Digital payments, already a booming industry before the COVID-19 pandemic, have since been a key part of a social distancing strategy used by governments in the world. Since the pandemic, record numbers of online payments are being processed across all channels. Juniper Research forecasts that wallet users will exceed 4.4 billion globally in 2025, from 2.6 billion in 2020.
From market data, it is clear that online payment is convenient and drives eCommerce. However, it has also created a playground for cybercriminals who are intent on circumventing the structures on which online payments rely. Trust, it seems, is breaking down.
This finding leads to the idea of establishing ‘zero trust’ payment ecosystems that offer an option to always verify, never trust or store, with security measures, including tokenisation; providing the backbone to achieve this.
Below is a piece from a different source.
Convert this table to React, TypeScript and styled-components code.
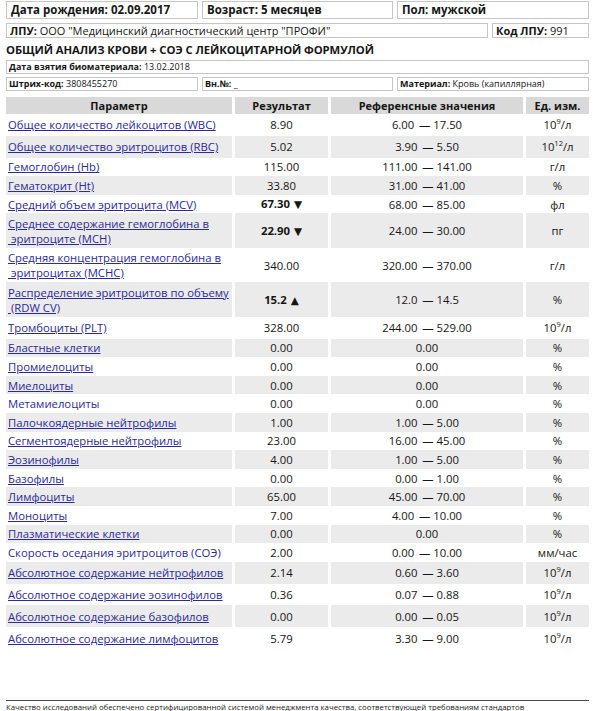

The threat landscape continues to evolve and test existing anti-fraud measures. The omnichannel retail environment, fuelled by changing customer expectations, restrictions during the pandemic, along with initiatives that are encouraging the open use of financial data, are creating a perfect storm for fraud. Fresh and upgraded challenges must be tackled in the world of online payments. New types of fraud such as ‘silent fraud’ and cybersecurity vulnerabilities are all contributing to a complex mix of attack vectors.
As in any other industry, disruption has the potential to be a force for good; it opens up opportunities through innovation. However, payments involve a complex web of interactions and APIs, which while creating opportunities for stakeholders, must now be a consideration in fraud terms. The identity network is also a driving force that, used well, can build trust, but also adds into this heady mix opportunities for fraud. Cybercriminals are always one step ahead. They use a mix of social engineering and technology know-how to circumvent systems. Fraudsters’ ultimate aim is financial, so payment systems are the ideal target. Understanding the threat landscape is crucial to reinforcing protection, whilst keeping innovation clear of exploitation.